[DATA TO USE start]

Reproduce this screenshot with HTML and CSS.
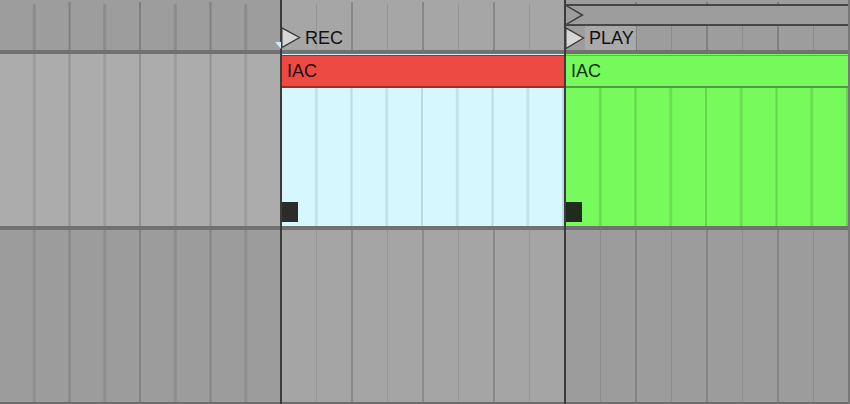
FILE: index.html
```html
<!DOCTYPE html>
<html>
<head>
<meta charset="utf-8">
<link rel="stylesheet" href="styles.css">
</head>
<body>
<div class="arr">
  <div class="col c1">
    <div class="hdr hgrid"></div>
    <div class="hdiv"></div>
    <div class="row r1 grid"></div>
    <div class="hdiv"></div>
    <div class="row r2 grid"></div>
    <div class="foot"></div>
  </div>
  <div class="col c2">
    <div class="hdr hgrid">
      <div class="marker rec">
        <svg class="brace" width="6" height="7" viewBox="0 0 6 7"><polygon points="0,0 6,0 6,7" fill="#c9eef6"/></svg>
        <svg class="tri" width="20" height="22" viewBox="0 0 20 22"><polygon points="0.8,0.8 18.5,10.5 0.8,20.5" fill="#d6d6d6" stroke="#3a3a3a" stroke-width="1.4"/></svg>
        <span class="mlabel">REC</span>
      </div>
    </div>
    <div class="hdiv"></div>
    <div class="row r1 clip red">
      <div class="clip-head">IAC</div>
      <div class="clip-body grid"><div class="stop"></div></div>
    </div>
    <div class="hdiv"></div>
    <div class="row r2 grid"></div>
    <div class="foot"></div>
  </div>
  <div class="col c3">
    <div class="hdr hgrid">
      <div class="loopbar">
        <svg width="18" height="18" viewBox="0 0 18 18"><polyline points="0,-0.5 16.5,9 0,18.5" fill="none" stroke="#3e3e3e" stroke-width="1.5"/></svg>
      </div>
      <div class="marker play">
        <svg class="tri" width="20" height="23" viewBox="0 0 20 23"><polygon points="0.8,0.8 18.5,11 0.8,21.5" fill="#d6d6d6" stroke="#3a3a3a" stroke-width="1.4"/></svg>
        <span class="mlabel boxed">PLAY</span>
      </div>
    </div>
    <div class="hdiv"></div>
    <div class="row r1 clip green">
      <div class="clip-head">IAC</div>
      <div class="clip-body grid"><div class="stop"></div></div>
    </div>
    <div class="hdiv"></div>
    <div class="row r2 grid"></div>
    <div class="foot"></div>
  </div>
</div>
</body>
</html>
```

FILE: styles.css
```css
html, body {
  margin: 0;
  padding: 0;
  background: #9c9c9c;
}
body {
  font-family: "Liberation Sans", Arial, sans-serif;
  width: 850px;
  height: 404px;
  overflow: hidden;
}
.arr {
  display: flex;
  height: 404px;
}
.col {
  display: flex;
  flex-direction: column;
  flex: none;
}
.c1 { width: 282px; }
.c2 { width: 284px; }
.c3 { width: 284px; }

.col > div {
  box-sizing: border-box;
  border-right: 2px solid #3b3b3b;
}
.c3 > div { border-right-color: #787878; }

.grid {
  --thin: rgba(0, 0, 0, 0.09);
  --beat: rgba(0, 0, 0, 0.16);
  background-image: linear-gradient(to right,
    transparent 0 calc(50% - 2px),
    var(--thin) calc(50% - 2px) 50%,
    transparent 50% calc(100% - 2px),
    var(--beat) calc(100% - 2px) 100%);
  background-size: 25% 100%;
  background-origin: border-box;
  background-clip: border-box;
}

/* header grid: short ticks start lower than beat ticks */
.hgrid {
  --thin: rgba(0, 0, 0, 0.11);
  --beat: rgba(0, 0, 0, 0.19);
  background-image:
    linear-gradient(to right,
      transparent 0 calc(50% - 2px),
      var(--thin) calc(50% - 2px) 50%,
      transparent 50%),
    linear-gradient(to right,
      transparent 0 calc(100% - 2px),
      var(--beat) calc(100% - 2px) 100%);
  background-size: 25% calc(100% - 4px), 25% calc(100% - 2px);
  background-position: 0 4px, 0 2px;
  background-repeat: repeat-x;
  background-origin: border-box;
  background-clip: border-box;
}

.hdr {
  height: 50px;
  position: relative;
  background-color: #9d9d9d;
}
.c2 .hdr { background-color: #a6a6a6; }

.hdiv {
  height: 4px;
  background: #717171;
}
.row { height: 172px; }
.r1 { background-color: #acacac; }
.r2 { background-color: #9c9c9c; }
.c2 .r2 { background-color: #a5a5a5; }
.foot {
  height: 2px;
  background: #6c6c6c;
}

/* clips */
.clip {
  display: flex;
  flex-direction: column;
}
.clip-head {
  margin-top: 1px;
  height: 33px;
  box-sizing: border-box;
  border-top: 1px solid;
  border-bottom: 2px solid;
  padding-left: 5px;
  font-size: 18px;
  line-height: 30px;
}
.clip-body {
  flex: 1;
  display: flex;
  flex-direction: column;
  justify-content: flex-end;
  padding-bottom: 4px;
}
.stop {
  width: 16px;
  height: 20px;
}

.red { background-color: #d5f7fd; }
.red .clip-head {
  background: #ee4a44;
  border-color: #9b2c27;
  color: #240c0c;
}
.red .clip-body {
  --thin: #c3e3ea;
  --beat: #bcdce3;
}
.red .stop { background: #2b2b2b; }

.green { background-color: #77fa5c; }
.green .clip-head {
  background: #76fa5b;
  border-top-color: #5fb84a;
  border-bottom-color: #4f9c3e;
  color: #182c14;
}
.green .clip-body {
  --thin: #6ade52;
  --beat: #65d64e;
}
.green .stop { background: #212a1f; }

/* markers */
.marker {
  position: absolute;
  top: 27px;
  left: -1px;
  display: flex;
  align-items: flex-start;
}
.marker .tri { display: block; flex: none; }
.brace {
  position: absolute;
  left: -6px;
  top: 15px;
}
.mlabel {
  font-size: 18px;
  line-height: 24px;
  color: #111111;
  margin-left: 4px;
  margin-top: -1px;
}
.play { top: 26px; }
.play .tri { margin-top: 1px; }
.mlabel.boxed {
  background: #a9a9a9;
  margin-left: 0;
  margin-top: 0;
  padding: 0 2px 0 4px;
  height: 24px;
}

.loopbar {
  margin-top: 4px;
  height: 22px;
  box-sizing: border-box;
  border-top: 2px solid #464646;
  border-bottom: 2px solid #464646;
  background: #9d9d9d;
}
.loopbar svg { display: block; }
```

[DATA TO USE end]
[DATA TO USE start]

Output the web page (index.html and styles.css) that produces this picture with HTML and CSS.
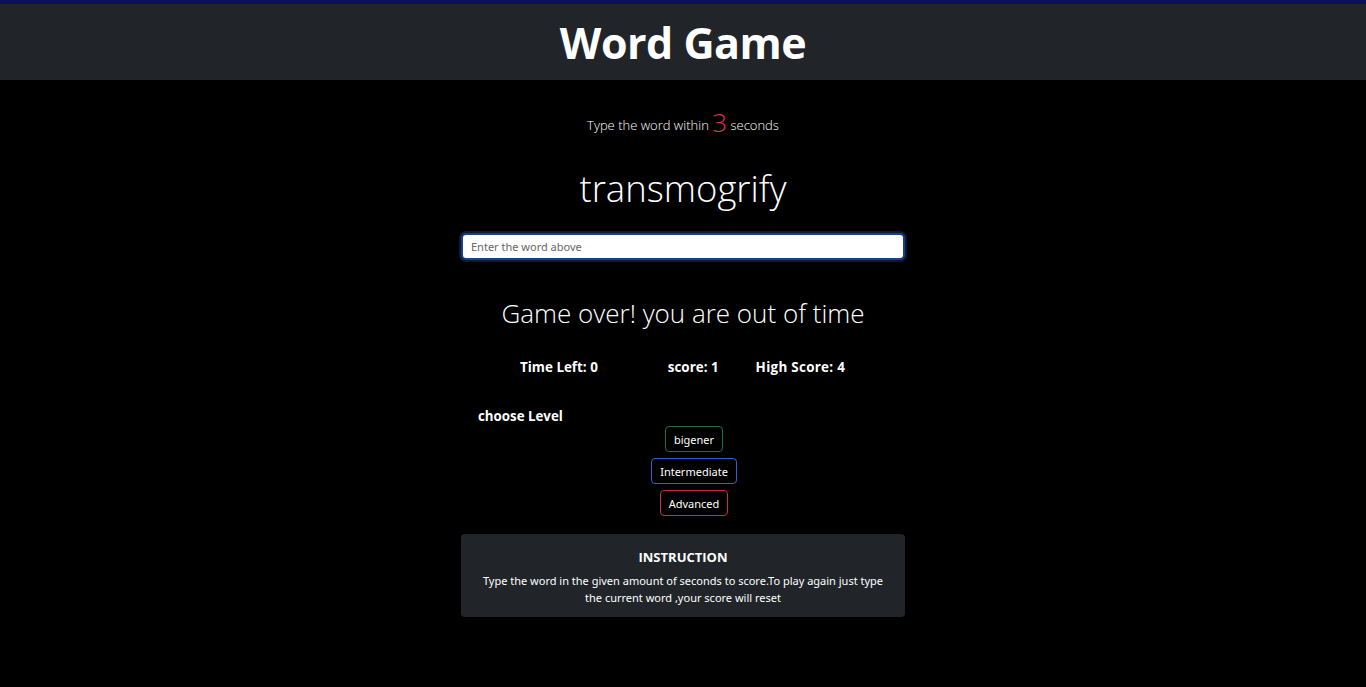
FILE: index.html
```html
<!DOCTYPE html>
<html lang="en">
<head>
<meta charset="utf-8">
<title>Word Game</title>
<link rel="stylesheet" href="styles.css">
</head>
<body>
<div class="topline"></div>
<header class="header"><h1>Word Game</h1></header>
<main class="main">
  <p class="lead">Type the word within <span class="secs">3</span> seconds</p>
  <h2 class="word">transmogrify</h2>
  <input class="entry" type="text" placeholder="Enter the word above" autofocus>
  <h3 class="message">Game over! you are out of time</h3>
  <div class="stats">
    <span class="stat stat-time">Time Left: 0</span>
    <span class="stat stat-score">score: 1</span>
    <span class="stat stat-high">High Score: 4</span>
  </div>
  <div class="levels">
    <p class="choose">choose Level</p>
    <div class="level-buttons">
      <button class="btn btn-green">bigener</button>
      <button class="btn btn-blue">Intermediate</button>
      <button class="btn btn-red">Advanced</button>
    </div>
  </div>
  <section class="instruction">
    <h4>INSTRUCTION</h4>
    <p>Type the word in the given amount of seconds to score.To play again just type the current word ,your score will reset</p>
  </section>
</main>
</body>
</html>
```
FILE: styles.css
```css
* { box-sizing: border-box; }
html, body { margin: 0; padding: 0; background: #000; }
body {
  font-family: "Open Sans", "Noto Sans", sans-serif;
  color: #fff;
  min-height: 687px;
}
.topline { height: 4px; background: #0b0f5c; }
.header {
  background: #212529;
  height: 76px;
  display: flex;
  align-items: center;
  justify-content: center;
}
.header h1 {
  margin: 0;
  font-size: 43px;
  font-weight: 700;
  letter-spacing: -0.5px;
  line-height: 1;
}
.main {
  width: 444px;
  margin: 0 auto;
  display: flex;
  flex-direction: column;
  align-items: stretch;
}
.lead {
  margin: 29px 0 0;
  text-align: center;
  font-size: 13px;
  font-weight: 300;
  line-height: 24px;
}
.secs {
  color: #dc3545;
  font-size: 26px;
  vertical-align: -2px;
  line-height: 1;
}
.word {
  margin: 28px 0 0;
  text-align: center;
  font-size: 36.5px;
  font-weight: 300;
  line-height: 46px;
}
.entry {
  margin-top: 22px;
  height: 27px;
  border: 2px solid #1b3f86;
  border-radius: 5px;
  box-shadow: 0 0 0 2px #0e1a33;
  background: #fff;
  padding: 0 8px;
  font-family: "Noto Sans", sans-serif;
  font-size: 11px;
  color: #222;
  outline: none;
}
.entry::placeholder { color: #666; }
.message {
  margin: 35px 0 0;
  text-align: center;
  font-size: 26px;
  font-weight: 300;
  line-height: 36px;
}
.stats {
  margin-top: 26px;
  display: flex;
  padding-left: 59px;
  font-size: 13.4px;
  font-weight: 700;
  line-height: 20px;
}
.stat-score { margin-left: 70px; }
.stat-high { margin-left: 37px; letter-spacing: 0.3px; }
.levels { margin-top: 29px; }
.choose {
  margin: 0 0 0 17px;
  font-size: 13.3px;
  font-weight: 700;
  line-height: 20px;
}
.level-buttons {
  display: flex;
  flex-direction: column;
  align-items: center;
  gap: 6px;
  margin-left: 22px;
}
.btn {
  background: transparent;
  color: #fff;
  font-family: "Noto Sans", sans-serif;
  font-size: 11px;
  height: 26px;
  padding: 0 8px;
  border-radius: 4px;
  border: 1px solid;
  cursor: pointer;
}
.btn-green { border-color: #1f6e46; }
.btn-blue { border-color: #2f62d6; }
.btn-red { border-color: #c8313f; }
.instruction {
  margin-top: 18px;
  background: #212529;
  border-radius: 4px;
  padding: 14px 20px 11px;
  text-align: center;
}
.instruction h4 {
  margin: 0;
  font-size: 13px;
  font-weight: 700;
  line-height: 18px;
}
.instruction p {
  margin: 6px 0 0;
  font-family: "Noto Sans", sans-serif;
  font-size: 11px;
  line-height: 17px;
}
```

[DATA TO USE end]

■ **DIRECTION**:
From the material given, work out how many lines hold the string "this"; state that number and nothing further.

■ **COMPLETE RESPONSE**:
2